Books hauled – 14 total, 11 of which appear in my August TBR and 3 that I read in my childhood and recently purchased to reread someday (Dreamland by Sarah Dessen, Pet Sematary by Stephen King, and The Doll People by Ann M. Martin, Laura Godwin, and Brian Selznick.)
Owned book read for the first time – 5 total, 3 of which were on my July TBR and 2 that I’ve owned for years (The Stand and The Turn of the Screw and Daisy Miller). This has been yet another month of increasing my owned-unread TBR.
July TBR tally – 3/8. (Recursion, Daughters of Passion, and Animals Eat Each Other) –>
Year total – 78 books. I’m guessing I’ll hit my Goodreads goal of 100 in late September or early October, but anything could happen. I’m not planning to readjust my goal.
All in all, not a bad month. I was hoping to finish a couple more titles, but instead I took a few days off of reading, which was good for the soul. I’ve been much more in the habit this year of reading whatever amount feels comfortable to me on any given day rather than forcing it, which is one of the reasons I don’t want to readjust my Goodreads goal even though I’m 99% confident about reaching it early. (Not reading keeps reading fun?)
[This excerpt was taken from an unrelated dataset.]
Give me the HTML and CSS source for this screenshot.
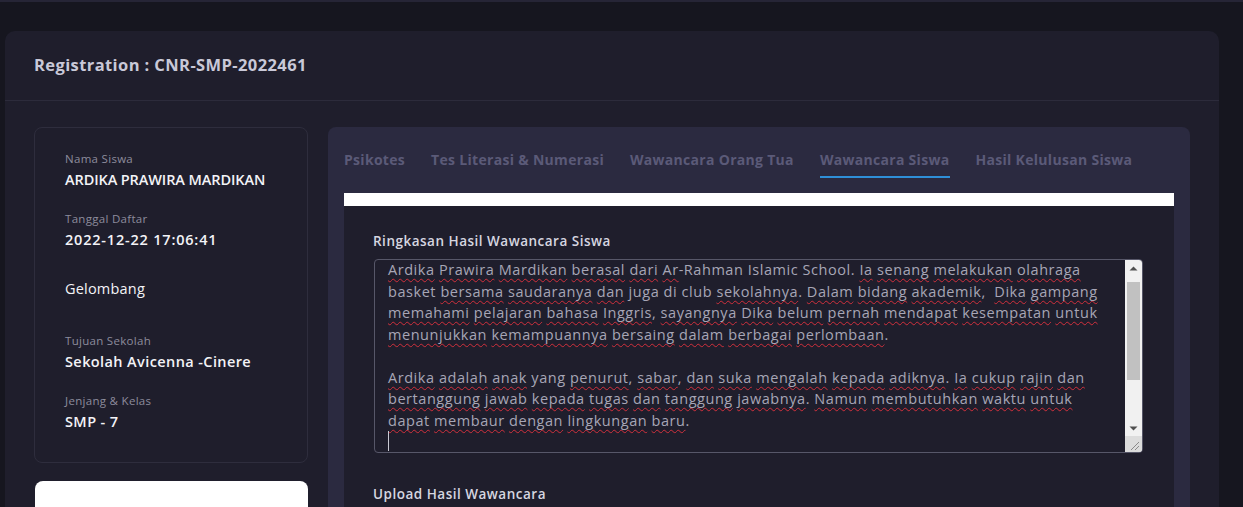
FILE: index.html
```html
<!DOCTYPE html>
<html lang="id">
<head>
<meta charset="utf-8">
<title>Registration : CNR-SMP-2022461</title>
<link rel="stylesheet" href="styles.css">
</head>
<body>
<div class="topline"></div>
<main class="card">
  <header class="card-header">
    <h1 class="card-title">Registration : CNR-SMP-2022461</h1>
  </header>
  <div class="card-body">
    <aside class="side">
      <div class="info">
        <div class="item">
          <div class="label">Nama Siswa</div>
          <div class="value caps">ARDIKA PRAWIRA MARDIKAN</div>
        </div>
        <div class="item">
          <div class="label">Tanggal Daftar</div>
          <div class="value date">2022-12-22 17:06:41</div>
        </div>
        <div class="item item-plain">
          <div class="value">Gelombang</div>
        </div>
        <div class="item">
          <div class="label">Tujuan Sekolah</div>
          <div class="value">Sekolah Avicenna -Cinere</div>
        </div>
        <div class="item">
          <div class="label">Jenjang &amp; Kelas</div>
          <div class="value">SMP - 7</div>
        </div>
      </div>
      <div class="white-card"></div>
    </aside>
    <section class="panel">
      <nav class="tabs">
        <span class="tab">Psikotes</span>
        <span class="tab">Tes Literasi &amp; Numerasi</span>
        <span class="tab">Wawancara Orang Tua</span>
        <span class="tab active">Wawancara Siswa</span>
        <span class="tab">Hasil Kelulusan Siswa</span>
      </nav>
      <div class="white-bar"></div>
      <div class="content">
        <div class="field-label">Ringkasan Hasil Wawancara Siswa</div>
        <div class="textarea">
          <div class="text">
<div class="ln"><span class="sp">Ardika</span> <span class="sp">Prawira</span> <span class="sp">Mardikan</span> <span class="sp">berasal</span> <span class="sp">dari</span> <span class="sp">Ar</span>-Rahman Islamic School. <span class="sp">Ia</span> <span class="sp">senang</span> <span class="sp">melakukan</span> <span class="sp">olahraga</span></div>
<div class="ln">basket <span class="sp">bersama</span> <span class="sp">saudaranya</span> <span class="sp">dan</span> juga di club <span class="sp">sekolahnya</span>. <span class="sp">Dalam</span> <span class="sp">bidang</span> <span class="sp">akademik</span>,  <span class="sp">Dika</span> <span class="sp">gampang</span></div>
<div class="ln"><span class="sp">memahami</span> <span class="sp">pelajaran</span> <span class="sp">bahasa</span> <span class="sp">Inggris</span>, <span class="sp">sayangnya</span> <span class="sp">Dika</span> <span class="sp">belum</span> <span class="sp">pernah</span> <span class="sp">mendapat</span> <span class="sp">kesempatan</span> <span class="sp">untuk</span></div>
<div class="ln"><span class="sp">menunjukkan</span> <span class="sp">kemampuannya</span> <span class="sp">bersaing</span> <span class="sp">dalam</span> <span class="sp">berbagai</span> <span class="sp">perlombaan</span>.</div>
<div class="ln"> </div>
<div class="ln"><span class="sp">Ardika</span> <span class="sp">adalah</span> <span class="sp">anak</span> yang <span class="sp">penurut</span>, <span class="sp">sabar</span>, <span class="sp">dan</span> <span class="sp">suka</span> <span class="sp">mengalah</span> <span class="sp">kepada</span> <span class="sp">adiknya</span>. <span class="sp">Ia</span> <span class="sp">cukup</span> <span class="sp">rajin</span> <span class="sp">dan</span></div>
<div class="ln"><span class="sp">bertanggung</span> <span class="sp">jawab</span> <span class="sp">kepada</span> <span class="sp">tugas</span> <span class="sp">dan</span> <span class="sp">tanggung</span> <span class="sp">jawabnya</span>. <span class="sp">Namun</span> <span class="sp">membutuhkan</span> <span class="sp">waktu</span> <span class="sp">untuk</span></div>
<div class="ln"><span class="sp">dapat</span> <span class="sp">membaur</span> <span class="sp">dengan</span> <span class="sp">lingkungan</span> <span class="sp">baru</span>.</div>
<div class="ln"><span class="caret"></span></div>
          </div>
          <div class="scrollbar">
            <div class="sb-btn">
              <svg width="9" height="5" viewBox="0 0 9 5"><path d="M0.5 4.5 L4.5 0.5 L8.5 4.5 Z" fill="#505050"/></svg>
            </div>
            <div class="sb-track"><div class="sb-thumb"></div></div>
            <div class="sb-btn">
              <svg width="9" height="5" viewBox="0 0 9 5"><path d="M0.5 0.5 L4.5 4.5 L8.5 0.5 Z" fill="#505050"/></svg>
            </div>
            <div class="sb-grip">
              <svg width="16" height="16" viewBox="0 0 16 16"><path d="M14 6 L6 14 M14 10 L10 14" stroke="#8a8a8a" stroke-width="1"/></svg>
            </div>
          </div>
        </div>
        <div class="field-label upload">Upload Hasil Wawancara</div>
      </div>
    </section>
  </div>
</main>
</body>
</html>
```

FILE: styles.css
```css
* { box-sizing: border-box; }
html, body { margin: 0; padding: 0; }
body {
  background: #16161f;
  font-family: "Open Sans", "Liberation Sans", sans-serif;
  height: 507px;
  overflow: hidden;
}
.topline {
  height: 2px;
  background: #262536;
}
.card {
  margin: 29px 24px 0 5px;
  background: #1f1e2c;
  border-radius: 10px 10px 0 0;
  height: 600px;
}
.card-header {
  height: 70px;
  border-bottom: 1px solid #2c2b3b;
  padding-left: 29px;
  padding-bottom: 3px;
  display: flex;
  align-items: center;
}
.card-title {
  margin: 0;
  font-size: 16.5px;
  font-weight: 700;
  color: #c9c9d8;
  letter-spacing: 0.4px;
}
.card-body {
  display: flex;
  gap: 20px;
  padding: 26px 29px 0 29px;
}
.side {
  width: 274px;
  flex: none;
  display: flex;
  flex-direction: column;
  gap: 18px;
}
.info {
  border: 1px solid #2e2d3d;
  border-radius: 8px;
  padding: 23px 6px 29px 30px;
  display: flex;
  flex-direction: column;
  gap: 20px;
}
.item { display: flex; flex-direction: column; }
.label {
  font-size: 11.5px;
  line-height: 16px;
  color: #8d8c9c;
  letter-spacing: 0.3px;
}
.value {
  font-size: 14.5px;
  line-height: 22px;
  font-weight: 600;
  color: #f3f3f7;
  margin-top: 2px;
  letter-spacing: 0.4px;
  white-space: nowrap;
}
.value.caps { letter-spacing: -0.1px; }
.value.date { letter-spacing: 0.8px; }
.item-plain { height: 42px; padding-top: 7px; }
.item-plain .value { font-weight: 500; margin-top: 0; letter-spacing: 0.2px; }
.white-card {
  margin-left: 1px;
  height: 80px;
  background: #ffffff;
  border-radius: 8px;
}
.panel {
  flex: 1;
  background: #2b2a40;
  border-radius: 8px;
  padding: 0 16px;
  height: 420px;
}
.tabs {
  display: flex;
  gap: 26px;
  padding-top: 22px;
}
.tab {
  font-size: 14px;
  font-weight: 700;
  color: #5b5a78;
  line-height: 22px;
  padding-bottom: 5px;
  border-bottom: 2px solid transparent;
  white-space: nowrap;
  letter-spacing: 0.3px;
}
.tab.active {
  border-bottom-color: #2f8fd8;
}
.white-bar {
  margin-top: 15px;
  height: 13px;
  background: #ffffff;
}
.content {
  background: #1f1e2c;
  padding: 25px 31px 0 29px;
  height: 400px;
}
.field-label {
  font-size: 13.5px;
  font-weight: 600;
  color: #d6d6e0;
  line-height: 20px;
  letter-spacing: 0.5px;
}
.textarea {
  position: relative;
  margin-top: 8px;
  margin-left: 1px;
  height: 194px;
  border: 1px solid #575769;
  border-radius: 4px;
  overflow: hidden;
}
.text {
  padding: 0 20px 0 13px;
  margin-top: -1px;
}
.ln {
  white-space: pre;
  font-size: 14.5px;
  line-height: 21.5px;
  color: #a7a6b6;
  height: 21.5px;
  letter-spacing: 0.55px;
}
.sp {
  text-decoration: underline wavy #d1303c;
  text-decoration-thickness: 1px;
  text-underline-offset: 3px;
  text-decoration-skip-ink: none;
}
.caret {
  display: inline-block;
  width: 1px;
  height: 20px;
  background: #c9c9d3;
  vertical-align: top;
}
.scrollbar {
  position: absolute;
  top: 0;
  right: 0;
  bottom: 0;
  width: 17px;
  background: #f1f1f1;
  display: flex;
  flex-direction: column;
}
.sb-btn {
  height: 16px;
  display: flex;
  align-items: center;
  justify-content: center;
}
.sb-track {
  flex: 1;
  padding: 6px 2px 0 2px;
}
.sb-thumb {
  height: 98px;
  background: #c1c1c1;
}
.sb-grip {
  height: 16px;
  background: #dcdcdc;
}
.sb-grip svg { display: block; }
.upload {
  margin-top: 31px;
}
```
I only read 2 nonfiction books in July, and don’t have much room in my August reading schedule for nonfiction, which isn’t boding well for my lofty “Summer of Nonfiction” plans, but I liked what I did read and am eager to continue my nonfiction adventures beyond this summer, so it is what it is. Otherwise, quite a variety of genres, story lengths, and topics once again, which is just the way I like it. I wouldn’t say this was necessarily a “fun” reading month, but I certainly had quite a few interesting experiences! Buddy reads, a TV show tie-in, a Booktuber book, a Prize winner, etc.
Tell me about a standout reading experience you had this month- not necessarily the greatest (though that’s welcome too), but something you had a unique experience with!
(And of course, I’d love to hear your thoughts if you’ve read any of these books!)